You see, see that little bungalow with my great grandmother on the porch over to the right in the sidebar? Well that dear bungalow built by my great grandfather is gone. That powerful Atlantic ocean is home to it now.
And this sweet row of small bungalows is gone as well. A favorite drive way of my childhood, straight to my grandmother's little place.
I'm not sure how many summer vacations we took here as a family after we moved to another state. But you can be sure, my sisters and I looked forward to this every time. The sound of the waves, the crunching of sand as feet tromped up the drive to the hill and over to the beach, the seagulls, the slamming of screen doors. Adults staying up late, playing cards and laughing as my sisters and I lie awake listening and anticipating the next day's delights.
I remember vividly one time when we arrived after a four day drive across country to our summer destination, running out of the station wagon and dropping to my knees as I repetitively scooped up the beautiful, white sand and let it drain through my fingers. Aaaaah, yes. My favorite place on earth at the time.
For some reason God allowed me to visit this special place from my childhood with my parents just two weeks ago. We had no idea Sandy was coming. And no idea that we were going to say good~bye.
I still can't take it all in yet. Perhaps this will be hard to believe, given the fact that my business is named after the bungalows AND I sell antiques. But I'm not a fan of living in the past. Yet our past, guided by a loving, sovereign hand, influences and shapes who we are.
And God seems to care about it, that is to say, care about us. To care about our memories, to show His precious love through them. That's what I can't quite take in yet. That He would care about something like that, to use it to show His kindness and gracious character. To remind me that He is in control, that, actually, if He cares enough about allowing me to see the beach that holds my dearest childhood memories before it is gone forever...oh how much more does He care about the deepest trials I am facing and will face in the future.

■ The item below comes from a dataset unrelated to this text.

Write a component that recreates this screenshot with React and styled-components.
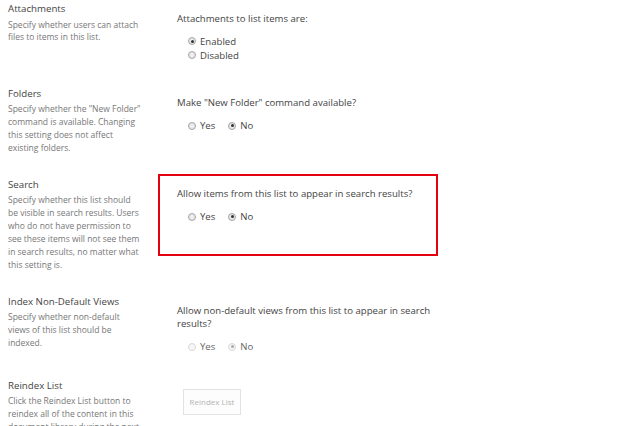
import React from 'react';
import styled, { createGlobalStyle } from 'styled-components';

const GlobalStyle = createGlobalStyle`
    body {
        margin: 0;
        background: #fff;
        font-family: "Open Sans", "Noto Sans", sans-serif;
    }
`;

const Page = styled.div`
    display: flex;
    flex-direction: column;
    margin-top: -2px;
`;

const Section = styled.div`
    display: grid;
    grid-template-columns: 158px 280px;
    align-items: start;
    padding-bottom: 18.8px;
`;

const Info = styled.div`
    padding: 4px 16.3px 0 8px;
`;

const Title = styled.div`
    font-size: 9.7px;
    line-height: 14px;
    color: #444;
    margin-bottom: 2.5px;
`;

const Desc = styled.div`
    font-size: 8.5px;
    line-height: 12.95px;
    color: #777;
`;

const Control = styled.div`
    border: 2px solid ${(p) => (p.highlight ? '#e3000f' : 'transparent')};
    padding: 11.5px 4px ${(p) => (p.highlight ? '30px' : '0')} 17px;
`;

const Label = styled.div`
    font-size: 9.6px;
    line-height: 13px;
    color: #444;
`;

const RadioGroup = styled.div`
    display: flex;
    flex-direction: ${(p) => (p.vertical ? 'column' : 'row')};
    column-gap: 13px;
    margin-top: 9.5px;
    padding-left: 11px;
`;

const Option = styled.label`
    display: flex;
    align-items: center;
    gap: 4px;
    height: 14px;
    font-size: 9.6px;
    color: ${(p) => (p.disabled ? '#666' : '#444')};
`;

const Radio = styled.span`
    width: 8px;
    height: 8px;
    box-sizing: border-box;
    border-radius: 50%;
    border: 1px solid ${(p) => (p.disabled ? '#d8d8d8' : '#a6a6a6')};
    background: ${(p) => (p.disabled ? '#f6f6f6' : 'radial-gradient(circle, #f4f4f4 0%, #dcdcdc 100%)')};
    display: flex;
    align-items: center;
    justify-content: center;

    &::after {
        content: '';
        width: 3px;
        height: 3px;
        border-radius: 50%;
        background: ${(p) => (p.checked ? (p.disabled ? '#aaa' : '#333') : 'transparent')};
    }
`;

const Button = styled.button`
    margin: 0 0 0 6px;
    width: 58px;
    height: 26px;
    border: 1px solid #e2e2e2;
    background: #fdfdfd;
    color: #b5b5b5;
    font-family: inherit;
    font-size: 8px;
    padding: 0;
`;

const RadioSet = ({ options, value, vertical, disabled }) => (
    <RadioGroup vertical={vertical}>
        {options.map((o) => (
            <Option key={o} disabled={disabled}>
                <Radio checked={o === value} disabled={disabled} />
                {o}
            </Option>
        ))}
    </RadioGroup>
);

export default function App() {
    return (
        <>
            <GlobalStyle />
            <Page>
                <Section>
                    <Info>
                        <Title>Attachments</Title>
                        <Desc>Specify whether users can attach files to items in this list.</Desc>
                    </Info>
                    <Control>
                        <Label>Attachments to list items are:</Label>
                        <RadioSet vertical options={['Enabled', 'Disabled']} value="Enabled" />
                    </Control>
                </Section>
                <Section>
                    <Info>
                        <Title>Folders</Title>
                        <Desc>
                            Specify whether the "New Folder" command is available. Changing this setting does not affect
                            existing folders.
                        </Desc>
                    </Info>
                    <Control>
                        <Label>Make "New Folder" command available?</Label>
                        <RadioSet options={['Yes', 'No']} value="No" />
                    </Control>
                </Section>
                <Section>
                    <Info>
                        <Title>Search</Title>
                        <Desc>
                            Specify whether this list should be visible in search results. Users who do not have
                            permission to see these items will not see them in search results, no matter what this
                            setting is.
                        </Desc>
                    </Info>
                    <Control highlight>
                        <Label>Allow items from this list to appear in search results?</Label>
                        <RadioSet options={['Yes', 'No']} value="No" />
                    </Control>
                </Section>
                <Section>
                    <Info>
                        <Title>Index Non-Default Views</Title>
                        <Desc>Specify whether non-default views of this list should be indexed.</Desc>
                    </Info>
                    <Control>
                        <Label>Allow non-default views from this list to appear in search results?</Label>
                        <RadioSet disabled options={['Yes', 'No']} value="No" />
                    </Control>
                </Section>
                <Section>
                    <Info>
                        <Title>Reindex List</Title>
                        <Desc>
                            Click the Reindex List button to reindex all of the content in this document library during
                            the next scheduled crawl.
                        </Desc>
                    </Info>
                    <Control>
                        <Button disabled>Reindex List</Button>
                    </Control>
                </Section>
            </Page>
        </>
    );
}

Dear, sweet Lord. You are good, loving and gracious to me! King of my past, present and future.
Comments
I have many good memories of going "down the shore" as well. I am so glad God arranged this opportunity for you, Dad, and Mom.
"My Hope Is Built"
Text: Edward Mote, 1797-1874
Music: William B. Bradbury, 1816-1868
Tune: THE SOLID ROCK
Meter: LM with Refrain
1. My hope is built on nothing less than Jesus' blood and righteousness.
I dare not trust the sweetest frame, but wholly lean on Jesus' name.
Refrain:
On Christ the solid rock I stand, all other ground is sinking sand; all other ground is sinking sand.
2. When darkness veils His lovely face, I rest on His unchanging grace.
In every high and stormy gale, my anchor holds within the veil.
(Refrain)
3. His oath, His covenant, His blood supports me in the whelming flood.
When all around my soul gives way, He then is all my hope and stay.
(Refrain)
4. When He shall come with trumpet sound, O may I then in Him be found!
Dressed in His righteousness alone, faultless to stand before the throne!